**AVAILABLE DATA:**
───

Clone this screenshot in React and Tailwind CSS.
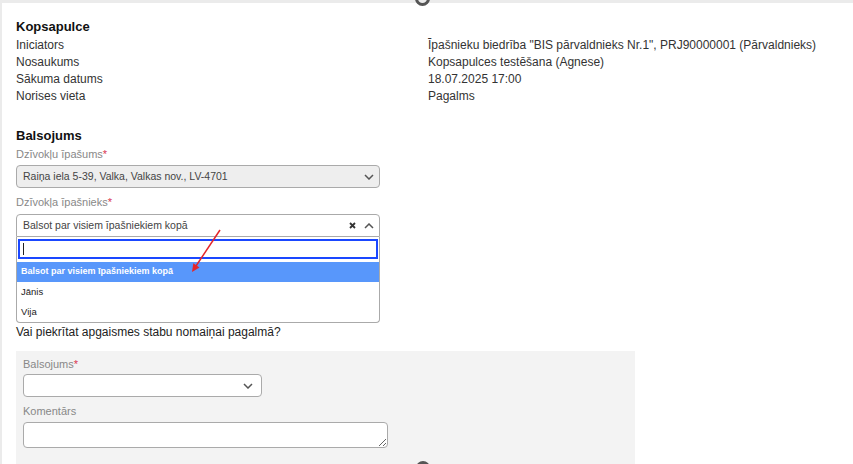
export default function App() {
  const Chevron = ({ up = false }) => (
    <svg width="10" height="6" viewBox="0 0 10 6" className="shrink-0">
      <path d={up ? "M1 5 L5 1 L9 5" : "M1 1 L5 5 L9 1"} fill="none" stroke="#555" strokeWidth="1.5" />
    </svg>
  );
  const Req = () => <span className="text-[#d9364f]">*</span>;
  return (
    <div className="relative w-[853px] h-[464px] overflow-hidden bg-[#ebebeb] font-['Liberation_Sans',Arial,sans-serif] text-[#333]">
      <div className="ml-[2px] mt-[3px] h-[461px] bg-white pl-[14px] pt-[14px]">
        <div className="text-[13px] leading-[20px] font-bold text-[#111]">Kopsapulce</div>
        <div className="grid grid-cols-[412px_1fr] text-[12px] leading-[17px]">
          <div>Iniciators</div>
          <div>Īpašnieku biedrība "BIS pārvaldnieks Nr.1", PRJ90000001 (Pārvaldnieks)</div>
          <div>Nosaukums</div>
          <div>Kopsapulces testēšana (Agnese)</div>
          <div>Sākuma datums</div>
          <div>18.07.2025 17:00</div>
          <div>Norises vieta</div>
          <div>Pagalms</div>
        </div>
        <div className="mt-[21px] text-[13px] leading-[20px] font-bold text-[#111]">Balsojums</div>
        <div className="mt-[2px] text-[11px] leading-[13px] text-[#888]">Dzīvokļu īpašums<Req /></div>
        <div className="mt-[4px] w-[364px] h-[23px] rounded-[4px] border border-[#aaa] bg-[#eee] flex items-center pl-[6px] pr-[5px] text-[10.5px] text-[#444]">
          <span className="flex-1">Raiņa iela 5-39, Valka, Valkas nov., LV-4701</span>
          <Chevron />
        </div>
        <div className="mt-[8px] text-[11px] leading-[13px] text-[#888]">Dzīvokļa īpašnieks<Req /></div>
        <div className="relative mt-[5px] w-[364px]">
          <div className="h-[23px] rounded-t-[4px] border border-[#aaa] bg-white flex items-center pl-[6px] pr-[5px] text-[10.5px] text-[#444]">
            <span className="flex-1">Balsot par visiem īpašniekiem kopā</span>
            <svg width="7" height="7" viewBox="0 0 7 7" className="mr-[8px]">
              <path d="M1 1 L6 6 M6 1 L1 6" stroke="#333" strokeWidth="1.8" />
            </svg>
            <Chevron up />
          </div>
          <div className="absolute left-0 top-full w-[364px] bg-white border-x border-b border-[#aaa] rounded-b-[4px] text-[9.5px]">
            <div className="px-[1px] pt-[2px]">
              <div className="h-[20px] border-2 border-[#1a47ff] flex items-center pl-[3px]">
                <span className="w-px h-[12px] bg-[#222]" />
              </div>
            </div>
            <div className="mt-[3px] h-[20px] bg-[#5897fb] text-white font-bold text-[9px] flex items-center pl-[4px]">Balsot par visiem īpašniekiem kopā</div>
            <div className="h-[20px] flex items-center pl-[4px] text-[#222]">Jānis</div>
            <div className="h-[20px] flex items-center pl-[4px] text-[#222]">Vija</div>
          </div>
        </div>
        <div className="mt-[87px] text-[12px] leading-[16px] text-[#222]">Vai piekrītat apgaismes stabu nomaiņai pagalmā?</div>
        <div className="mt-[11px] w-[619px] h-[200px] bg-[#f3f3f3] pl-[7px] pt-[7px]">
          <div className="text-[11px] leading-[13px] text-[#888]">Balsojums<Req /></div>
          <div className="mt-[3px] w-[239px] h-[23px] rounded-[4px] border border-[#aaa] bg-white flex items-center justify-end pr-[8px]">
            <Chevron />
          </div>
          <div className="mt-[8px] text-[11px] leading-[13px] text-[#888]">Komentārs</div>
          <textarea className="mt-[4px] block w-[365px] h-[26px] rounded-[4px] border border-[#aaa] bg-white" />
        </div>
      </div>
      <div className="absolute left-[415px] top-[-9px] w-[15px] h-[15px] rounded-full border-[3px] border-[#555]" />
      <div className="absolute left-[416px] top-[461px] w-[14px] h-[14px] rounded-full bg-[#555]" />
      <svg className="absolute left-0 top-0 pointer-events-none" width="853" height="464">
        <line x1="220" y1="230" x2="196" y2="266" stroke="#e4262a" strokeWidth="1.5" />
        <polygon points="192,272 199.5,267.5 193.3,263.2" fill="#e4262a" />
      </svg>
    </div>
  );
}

───

**GIVEN TASK:** Repeat the listing verbatim. Skip the pictures.

**FINISHED TASK:**
Clone this screenshot in React and Tailwind CSS.
export default function App() {
  const Chevron = ({ up = false }) => (
    <svg width="10" height="6" viewBox="0 0 10 6" className="shrink-0">
      <path d={up ? "M1 5 L5 1 L9 5" : "M1 1 L5 5 L9 1"} fill="none" stroke="#555" strokeWidth="1.5" />
    </svg>
  );
  const Req = () => <span className="text-[#d9364f]">*</span>;
  return (
    <div className="relative w-[853px] h-[464px] overflow-hidden bg-[#ebebeb] font-['Liberation_Sans',Arial,sans-serif] text-[#333]">
      <div className="ml-[2px] mt-[3px] h-[461px] bg-white pl-[14px] pt-[14px]">
        <div className="text-[13px] leading-[20px] font-bold text-[#111]">Kopsapulce</div>
        <div className="grid grid-cols-[412px_1fr] text-[12px] leading-[17px]">
          <div>Iniciators</div>
          <div>Īpašnieku biedrība "BIS pārvaldnieks Nr.1", PRJ90000001 (Pārvaldnieks)</div>
          <div>Nosaukums</div>
          <div>Kopsapulces testēšana (Agnese)</div>
          <div>Sākuma datums</div>
          <div>18.07.2025 17:00</div>
          <div>Norises vieta</div>
          <div>Pagalms</div>
        </div>
        <div className="mt-[21px] text-[13px] leading-[20px] font-bold text-[#111]">Balsojums</div>
        <div className="mt-[2px] text-[11px] leading-[13px] text-[#888]">Dzīvokļu īpašums<Req /></div>
        <div className="mt-[4px] w-[364px] h-[23px] rounded-[4px] border border-[#aaa] bg-[#eee] flex items-center pl-[6px] pr-[5px] text-[10.5px] text-[#444]">
          <span className="flex-1">Raiņa iela 5-39, Valka, Valkas nov., LV-4701</span>
          <Chevron />
        </div>
        <div className="mt-[8px] text-[11px] leading-[13px] text-[#888]">Dzīvokļa īpašnieks<Req /></div>
        <div className="relative mt-[5px] w-[364px]">
          <div className="h-[23px] rounded-t-[4px] border border-[#aaa] bg-white flex items-center pl-[6px] pr-[5px] text-[10.5px] text-[#444]">
            <span className="flex-1">Balsot par visiem īpašniekiem kopā</span>
            <svg width="7" height="7" viewBox="0 0 7 7" className="mr-[8px]">
              <path d="M1 1 L6 6 M6 1 L1 6" stroke="#333" strokeWidth="1.8" />
            </svg>
            <Chevron up />
          </div>
          <div className="absolute left-0 top-full w-[364px] bg-white border-x border-b border-[#aaa] rounded-b-[4px] text-[9.5px]">
            <div className="px-[1px] pt-[2px]">
              <div className="h-[20px] border-2 border-[#1a47ff] flex items-center pl-[3px]">
                <span className="w-px h-[12px] bg-[#222]" />
              </div>
            </div>
            <div className="mt-[3px] h-[20px] bg-[#5897fb] text-white font-bold text-[9px] flex items-center pl-[4px]">Balsot par visiem īpašniekiem kopā</div>
            <div className="h-[20px] flex items-center pl-[4px] text-[#222]">Jānis</div>
            <div className="h-[20px] flex items-center pl-[4px] text-[#222]">Vija</div>
          </div>
        </div>
        <div className="mt-[87px] text-[12px] leading-[16px] text-[#222]">Vai piekrītat apgaismes stabu nomaiņai pagalmā?</div>
        <div className="mt-[11px] w-[619px] h-[200px] bg-[#f3f3f3] pl-[7px] pt-[7px]">
          <div className="text-[11px] leading-[13px] text-[#888]">Balsojums<Req /></div>
          <div className="mt-[3px] w-[239px] h-[23px] rounded-[4px] border border-[#aaa] bg-white flex items-center justify-end pr-[8px]">
            <Chevron />
          </div>
          <div className="mt-[8px] text-[11px] leading-[13px] text-[#888]">Komentārs</div>
          <textarea className="mt-[4px] block w-[365px] h-[26px] rounded-[4px] border border-[#aaa] bg-white" />
        </div>
      </div>
      <div className="absolute left-[415px] top-[-9px] w-[15px] h-[15px] rounded-full border-[3px] border-[#555]" />
      <div className="absolute left-[416px] top-[461px] w-[14px] h-[14px] rounded-full bg-[#555]" />
      <svg className="absolute left-0 top-0 pointer-events-none" width="853" height="464">
        <line x1="220" y1="230" x2="196" y2="266" stroke="#e4262a" strokeWidth="1.5" />
        <polygon points="192,272 199.5,267.5 193.3,263.2" fill="#e4262a" />
      </svg>
    </div>
  );
}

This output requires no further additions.